··· Data lines ···

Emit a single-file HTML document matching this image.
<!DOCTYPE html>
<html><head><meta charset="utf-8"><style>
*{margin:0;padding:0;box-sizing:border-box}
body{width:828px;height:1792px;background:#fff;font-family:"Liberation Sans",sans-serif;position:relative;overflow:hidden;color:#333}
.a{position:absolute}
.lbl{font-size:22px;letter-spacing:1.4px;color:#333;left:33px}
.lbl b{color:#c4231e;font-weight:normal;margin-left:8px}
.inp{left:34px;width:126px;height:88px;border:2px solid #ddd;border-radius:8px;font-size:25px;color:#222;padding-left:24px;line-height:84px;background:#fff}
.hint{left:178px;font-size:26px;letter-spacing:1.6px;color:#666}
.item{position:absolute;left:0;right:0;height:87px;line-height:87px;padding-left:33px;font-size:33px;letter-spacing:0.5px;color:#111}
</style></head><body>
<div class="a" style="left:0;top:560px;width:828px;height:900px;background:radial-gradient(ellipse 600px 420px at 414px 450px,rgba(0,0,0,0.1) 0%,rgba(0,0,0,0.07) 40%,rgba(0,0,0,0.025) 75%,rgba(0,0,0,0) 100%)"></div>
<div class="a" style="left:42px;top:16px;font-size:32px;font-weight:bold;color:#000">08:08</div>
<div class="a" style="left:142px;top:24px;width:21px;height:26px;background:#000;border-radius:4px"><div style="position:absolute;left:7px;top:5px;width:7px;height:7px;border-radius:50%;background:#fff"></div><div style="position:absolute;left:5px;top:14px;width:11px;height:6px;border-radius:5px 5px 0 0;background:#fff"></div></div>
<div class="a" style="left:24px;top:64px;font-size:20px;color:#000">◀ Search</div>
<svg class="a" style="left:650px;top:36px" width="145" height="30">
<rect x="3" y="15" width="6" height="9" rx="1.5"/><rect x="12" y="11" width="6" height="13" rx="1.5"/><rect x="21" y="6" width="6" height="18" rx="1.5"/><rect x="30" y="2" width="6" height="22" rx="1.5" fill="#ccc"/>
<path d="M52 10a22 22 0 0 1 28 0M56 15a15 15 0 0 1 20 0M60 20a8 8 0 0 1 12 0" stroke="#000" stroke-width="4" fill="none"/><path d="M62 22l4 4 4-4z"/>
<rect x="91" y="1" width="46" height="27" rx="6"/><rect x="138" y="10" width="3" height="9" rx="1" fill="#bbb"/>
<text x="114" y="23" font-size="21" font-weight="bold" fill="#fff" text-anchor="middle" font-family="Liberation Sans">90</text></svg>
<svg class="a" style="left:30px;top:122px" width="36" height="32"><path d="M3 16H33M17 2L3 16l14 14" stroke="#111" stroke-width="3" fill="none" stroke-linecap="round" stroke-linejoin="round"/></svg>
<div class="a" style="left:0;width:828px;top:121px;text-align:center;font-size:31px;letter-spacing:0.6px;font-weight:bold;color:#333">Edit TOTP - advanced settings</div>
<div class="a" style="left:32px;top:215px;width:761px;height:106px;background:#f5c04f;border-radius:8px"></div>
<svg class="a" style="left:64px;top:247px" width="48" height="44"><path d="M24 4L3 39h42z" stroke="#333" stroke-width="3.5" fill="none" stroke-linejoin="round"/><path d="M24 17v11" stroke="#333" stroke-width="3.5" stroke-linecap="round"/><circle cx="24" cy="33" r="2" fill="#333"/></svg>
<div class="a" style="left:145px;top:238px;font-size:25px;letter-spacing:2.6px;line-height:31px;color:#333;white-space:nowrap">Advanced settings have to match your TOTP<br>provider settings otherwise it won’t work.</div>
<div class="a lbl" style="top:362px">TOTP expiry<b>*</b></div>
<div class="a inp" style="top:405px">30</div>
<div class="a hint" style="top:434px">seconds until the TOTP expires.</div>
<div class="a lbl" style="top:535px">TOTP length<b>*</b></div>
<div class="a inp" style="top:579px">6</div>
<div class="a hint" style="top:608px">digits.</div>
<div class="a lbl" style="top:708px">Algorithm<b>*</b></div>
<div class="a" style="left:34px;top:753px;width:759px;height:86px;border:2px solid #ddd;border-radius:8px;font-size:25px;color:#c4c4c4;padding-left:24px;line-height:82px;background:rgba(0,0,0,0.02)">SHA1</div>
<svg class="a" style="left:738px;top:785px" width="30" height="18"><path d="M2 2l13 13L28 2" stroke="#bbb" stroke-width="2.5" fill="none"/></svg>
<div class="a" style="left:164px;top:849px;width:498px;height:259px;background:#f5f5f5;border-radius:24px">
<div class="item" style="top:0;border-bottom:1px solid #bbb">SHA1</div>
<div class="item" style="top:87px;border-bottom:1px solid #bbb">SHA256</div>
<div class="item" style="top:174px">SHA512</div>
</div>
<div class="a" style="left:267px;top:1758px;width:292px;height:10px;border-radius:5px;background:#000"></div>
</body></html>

···
··· Data lines ···

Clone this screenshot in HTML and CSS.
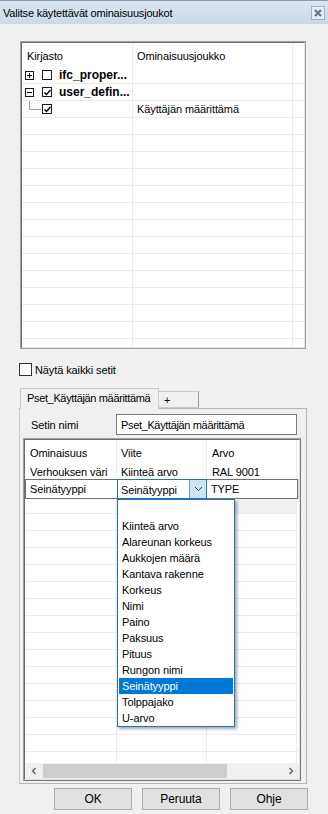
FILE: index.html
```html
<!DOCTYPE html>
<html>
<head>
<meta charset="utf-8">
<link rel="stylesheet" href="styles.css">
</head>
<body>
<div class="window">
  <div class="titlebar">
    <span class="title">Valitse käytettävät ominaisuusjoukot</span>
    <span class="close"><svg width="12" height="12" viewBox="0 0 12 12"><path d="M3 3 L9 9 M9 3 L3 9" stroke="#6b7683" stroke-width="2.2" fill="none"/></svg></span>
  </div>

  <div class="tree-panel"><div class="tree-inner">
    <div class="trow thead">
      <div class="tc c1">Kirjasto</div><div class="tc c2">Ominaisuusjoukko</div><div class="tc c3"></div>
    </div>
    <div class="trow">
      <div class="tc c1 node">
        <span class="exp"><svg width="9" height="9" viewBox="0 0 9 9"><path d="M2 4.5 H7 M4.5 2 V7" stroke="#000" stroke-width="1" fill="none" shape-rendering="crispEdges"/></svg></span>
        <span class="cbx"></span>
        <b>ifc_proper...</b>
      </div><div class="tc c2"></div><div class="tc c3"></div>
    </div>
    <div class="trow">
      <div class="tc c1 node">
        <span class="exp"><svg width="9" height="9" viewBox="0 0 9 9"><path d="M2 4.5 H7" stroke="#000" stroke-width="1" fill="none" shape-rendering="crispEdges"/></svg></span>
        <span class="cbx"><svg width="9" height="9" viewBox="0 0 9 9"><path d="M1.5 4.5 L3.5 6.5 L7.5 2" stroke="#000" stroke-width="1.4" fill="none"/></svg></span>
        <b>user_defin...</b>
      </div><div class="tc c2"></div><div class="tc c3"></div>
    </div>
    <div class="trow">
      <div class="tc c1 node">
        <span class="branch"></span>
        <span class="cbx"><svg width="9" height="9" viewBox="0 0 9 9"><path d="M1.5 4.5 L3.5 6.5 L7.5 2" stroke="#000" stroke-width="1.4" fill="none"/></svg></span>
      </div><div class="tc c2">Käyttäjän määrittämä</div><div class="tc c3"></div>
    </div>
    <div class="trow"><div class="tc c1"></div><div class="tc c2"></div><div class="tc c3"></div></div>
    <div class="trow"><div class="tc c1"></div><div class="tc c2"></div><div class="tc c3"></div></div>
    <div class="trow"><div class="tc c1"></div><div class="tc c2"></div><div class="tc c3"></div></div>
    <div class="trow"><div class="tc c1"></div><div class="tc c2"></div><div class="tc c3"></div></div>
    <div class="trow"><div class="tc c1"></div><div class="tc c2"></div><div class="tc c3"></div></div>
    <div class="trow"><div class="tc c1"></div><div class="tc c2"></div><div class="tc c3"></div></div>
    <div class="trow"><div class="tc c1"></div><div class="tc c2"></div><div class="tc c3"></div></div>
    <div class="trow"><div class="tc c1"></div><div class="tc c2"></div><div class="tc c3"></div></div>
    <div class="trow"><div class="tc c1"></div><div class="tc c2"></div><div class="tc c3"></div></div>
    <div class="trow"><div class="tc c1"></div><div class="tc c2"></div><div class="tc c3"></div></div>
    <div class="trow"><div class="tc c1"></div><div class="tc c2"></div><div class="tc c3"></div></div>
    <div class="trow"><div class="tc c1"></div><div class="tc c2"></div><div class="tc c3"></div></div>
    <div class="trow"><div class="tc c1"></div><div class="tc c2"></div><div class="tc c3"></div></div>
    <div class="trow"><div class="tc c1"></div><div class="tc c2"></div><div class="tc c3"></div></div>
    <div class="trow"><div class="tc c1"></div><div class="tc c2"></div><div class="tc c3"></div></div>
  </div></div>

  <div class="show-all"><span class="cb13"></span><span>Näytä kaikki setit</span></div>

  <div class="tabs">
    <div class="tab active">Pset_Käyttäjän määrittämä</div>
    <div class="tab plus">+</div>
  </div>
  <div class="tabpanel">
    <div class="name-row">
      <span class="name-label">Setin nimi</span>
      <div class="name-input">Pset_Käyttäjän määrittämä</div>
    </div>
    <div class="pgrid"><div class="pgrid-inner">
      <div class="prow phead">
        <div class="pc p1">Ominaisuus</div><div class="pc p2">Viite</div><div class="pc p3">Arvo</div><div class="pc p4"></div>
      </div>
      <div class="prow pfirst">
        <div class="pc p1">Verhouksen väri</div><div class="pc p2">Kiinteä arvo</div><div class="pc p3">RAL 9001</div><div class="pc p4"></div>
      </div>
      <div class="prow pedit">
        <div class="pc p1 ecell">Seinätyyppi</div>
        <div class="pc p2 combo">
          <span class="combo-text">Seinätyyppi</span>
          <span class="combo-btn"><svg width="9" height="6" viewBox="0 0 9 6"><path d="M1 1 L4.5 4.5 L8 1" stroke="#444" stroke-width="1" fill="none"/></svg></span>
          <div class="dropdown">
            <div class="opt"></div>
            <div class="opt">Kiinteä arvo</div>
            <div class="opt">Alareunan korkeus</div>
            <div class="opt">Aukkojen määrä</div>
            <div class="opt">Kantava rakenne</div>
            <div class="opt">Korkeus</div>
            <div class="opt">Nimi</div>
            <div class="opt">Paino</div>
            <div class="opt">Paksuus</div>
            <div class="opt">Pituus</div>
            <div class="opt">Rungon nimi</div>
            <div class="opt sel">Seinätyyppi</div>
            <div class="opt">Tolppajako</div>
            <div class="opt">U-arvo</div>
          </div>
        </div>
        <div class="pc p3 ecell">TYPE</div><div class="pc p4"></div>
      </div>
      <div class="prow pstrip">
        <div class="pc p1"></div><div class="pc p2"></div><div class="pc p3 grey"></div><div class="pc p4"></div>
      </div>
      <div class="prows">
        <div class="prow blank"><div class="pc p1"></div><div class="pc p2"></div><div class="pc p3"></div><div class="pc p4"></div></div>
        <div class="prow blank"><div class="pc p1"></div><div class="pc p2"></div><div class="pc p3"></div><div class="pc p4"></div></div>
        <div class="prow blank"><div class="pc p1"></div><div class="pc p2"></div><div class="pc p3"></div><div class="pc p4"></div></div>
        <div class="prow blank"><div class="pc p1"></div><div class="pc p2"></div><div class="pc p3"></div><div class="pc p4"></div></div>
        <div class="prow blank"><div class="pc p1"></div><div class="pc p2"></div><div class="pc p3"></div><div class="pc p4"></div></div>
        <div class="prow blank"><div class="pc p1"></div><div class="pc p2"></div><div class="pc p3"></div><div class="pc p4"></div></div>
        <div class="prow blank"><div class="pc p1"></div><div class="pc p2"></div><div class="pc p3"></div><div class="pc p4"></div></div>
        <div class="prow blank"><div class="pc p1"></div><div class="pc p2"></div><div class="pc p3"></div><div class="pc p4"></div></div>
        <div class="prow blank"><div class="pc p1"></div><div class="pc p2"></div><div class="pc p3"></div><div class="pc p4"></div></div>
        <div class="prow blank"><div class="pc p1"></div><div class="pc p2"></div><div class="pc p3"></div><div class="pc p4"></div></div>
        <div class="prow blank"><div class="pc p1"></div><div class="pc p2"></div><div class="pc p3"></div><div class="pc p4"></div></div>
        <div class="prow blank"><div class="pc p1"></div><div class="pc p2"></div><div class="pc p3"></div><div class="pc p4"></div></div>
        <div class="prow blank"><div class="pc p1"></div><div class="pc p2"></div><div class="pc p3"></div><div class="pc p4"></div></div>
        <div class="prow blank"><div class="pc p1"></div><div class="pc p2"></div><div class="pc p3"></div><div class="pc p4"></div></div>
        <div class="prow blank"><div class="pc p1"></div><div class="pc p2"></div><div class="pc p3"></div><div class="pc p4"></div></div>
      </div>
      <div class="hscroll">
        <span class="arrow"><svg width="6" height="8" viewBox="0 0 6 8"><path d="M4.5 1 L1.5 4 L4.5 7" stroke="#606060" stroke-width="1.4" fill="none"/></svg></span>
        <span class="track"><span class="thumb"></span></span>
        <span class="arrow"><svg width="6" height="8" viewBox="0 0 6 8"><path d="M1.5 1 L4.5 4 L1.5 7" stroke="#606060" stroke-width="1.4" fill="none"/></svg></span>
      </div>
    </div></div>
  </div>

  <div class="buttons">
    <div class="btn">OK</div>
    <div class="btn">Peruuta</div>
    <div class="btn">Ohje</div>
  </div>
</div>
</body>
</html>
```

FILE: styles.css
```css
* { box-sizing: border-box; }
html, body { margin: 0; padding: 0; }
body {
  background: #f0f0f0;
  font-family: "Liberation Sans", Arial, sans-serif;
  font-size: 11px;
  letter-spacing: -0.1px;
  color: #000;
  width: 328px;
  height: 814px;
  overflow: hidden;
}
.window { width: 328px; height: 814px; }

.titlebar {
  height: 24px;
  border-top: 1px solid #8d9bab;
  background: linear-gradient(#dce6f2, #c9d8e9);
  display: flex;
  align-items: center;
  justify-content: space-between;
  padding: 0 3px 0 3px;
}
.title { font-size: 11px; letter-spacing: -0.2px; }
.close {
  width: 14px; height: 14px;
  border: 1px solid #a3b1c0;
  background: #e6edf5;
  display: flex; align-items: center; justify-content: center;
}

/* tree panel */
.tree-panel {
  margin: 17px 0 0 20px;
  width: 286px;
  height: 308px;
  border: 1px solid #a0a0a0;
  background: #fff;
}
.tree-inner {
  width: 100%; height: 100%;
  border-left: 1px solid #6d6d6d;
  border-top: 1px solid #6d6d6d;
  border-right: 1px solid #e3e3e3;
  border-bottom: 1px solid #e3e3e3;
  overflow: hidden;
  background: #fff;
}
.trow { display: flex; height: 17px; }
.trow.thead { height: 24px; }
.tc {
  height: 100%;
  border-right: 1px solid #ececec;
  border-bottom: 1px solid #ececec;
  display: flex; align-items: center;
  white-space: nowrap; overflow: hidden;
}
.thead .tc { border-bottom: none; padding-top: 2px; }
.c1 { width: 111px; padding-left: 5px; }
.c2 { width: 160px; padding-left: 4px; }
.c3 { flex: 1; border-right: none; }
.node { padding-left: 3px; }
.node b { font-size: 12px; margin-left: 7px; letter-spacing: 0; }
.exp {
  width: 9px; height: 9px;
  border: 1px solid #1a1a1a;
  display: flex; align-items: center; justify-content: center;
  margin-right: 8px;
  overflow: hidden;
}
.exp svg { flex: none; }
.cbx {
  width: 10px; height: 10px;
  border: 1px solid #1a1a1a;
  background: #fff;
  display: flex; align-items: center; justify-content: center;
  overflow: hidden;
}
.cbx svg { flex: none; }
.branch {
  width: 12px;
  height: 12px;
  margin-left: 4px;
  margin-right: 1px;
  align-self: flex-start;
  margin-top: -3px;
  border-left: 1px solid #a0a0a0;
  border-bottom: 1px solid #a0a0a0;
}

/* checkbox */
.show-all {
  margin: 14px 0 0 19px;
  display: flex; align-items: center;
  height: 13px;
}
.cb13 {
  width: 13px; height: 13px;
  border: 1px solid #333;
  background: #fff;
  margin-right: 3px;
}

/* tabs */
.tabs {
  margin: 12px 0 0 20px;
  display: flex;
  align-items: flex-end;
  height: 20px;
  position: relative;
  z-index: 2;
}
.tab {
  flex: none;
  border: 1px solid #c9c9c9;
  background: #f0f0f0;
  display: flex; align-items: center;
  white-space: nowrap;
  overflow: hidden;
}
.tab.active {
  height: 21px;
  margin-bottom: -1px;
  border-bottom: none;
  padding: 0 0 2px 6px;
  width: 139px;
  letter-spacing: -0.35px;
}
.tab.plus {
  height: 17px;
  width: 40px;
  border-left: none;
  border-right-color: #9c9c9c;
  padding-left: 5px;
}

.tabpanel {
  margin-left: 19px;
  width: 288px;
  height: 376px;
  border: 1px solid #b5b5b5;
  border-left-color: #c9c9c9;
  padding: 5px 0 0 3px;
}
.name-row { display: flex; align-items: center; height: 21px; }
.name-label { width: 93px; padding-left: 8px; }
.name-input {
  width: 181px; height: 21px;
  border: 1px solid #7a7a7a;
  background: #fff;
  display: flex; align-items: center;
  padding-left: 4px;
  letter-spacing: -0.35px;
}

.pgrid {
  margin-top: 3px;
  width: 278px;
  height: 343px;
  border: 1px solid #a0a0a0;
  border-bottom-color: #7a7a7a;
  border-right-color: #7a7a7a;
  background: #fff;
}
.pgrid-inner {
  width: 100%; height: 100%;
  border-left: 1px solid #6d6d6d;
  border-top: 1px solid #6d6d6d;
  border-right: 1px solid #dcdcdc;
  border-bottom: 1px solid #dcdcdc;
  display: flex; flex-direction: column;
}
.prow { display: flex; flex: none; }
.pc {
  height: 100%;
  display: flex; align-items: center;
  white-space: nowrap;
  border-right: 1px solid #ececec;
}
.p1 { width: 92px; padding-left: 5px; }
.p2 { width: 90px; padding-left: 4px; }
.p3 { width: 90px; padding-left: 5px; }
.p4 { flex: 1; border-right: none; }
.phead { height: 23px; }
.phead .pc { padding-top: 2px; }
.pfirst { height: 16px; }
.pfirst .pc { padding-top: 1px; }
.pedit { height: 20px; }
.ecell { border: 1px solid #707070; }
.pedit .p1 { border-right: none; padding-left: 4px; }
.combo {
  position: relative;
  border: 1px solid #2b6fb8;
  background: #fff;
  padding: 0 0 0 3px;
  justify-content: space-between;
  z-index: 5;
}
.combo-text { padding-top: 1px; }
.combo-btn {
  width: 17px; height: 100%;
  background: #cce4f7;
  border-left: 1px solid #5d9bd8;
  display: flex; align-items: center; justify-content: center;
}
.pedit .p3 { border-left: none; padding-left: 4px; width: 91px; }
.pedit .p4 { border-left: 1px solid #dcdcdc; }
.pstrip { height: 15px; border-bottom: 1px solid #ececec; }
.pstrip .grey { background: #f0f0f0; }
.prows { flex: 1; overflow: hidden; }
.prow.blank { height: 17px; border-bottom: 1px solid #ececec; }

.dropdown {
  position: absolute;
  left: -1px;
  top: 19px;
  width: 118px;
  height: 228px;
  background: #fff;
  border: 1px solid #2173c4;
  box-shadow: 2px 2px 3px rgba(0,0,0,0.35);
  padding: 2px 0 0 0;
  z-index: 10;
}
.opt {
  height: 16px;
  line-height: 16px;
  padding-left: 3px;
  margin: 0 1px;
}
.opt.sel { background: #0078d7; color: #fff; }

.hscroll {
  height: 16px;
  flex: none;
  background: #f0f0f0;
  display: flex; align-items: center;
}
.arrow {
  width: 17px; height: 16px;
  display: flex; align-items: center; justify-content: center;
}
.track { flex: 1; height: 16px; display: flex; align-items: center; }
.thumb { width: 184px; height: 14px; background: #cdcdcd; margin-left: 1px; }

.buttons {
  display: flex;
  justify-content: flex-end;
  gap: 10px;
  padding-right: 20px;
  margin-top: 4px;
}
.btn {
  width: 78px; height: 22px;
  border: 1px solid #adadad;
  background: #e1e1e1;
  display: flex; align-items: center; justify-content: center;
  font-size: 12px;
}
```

···
··· Data lines ···

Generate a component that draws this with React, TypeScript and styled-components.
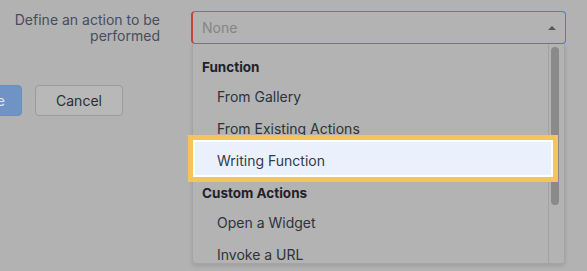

···

▶ _Goal of the exercise_
What is the number of lines in the listing above that contain the string "this"? Give only the number.

▶ _Result_
3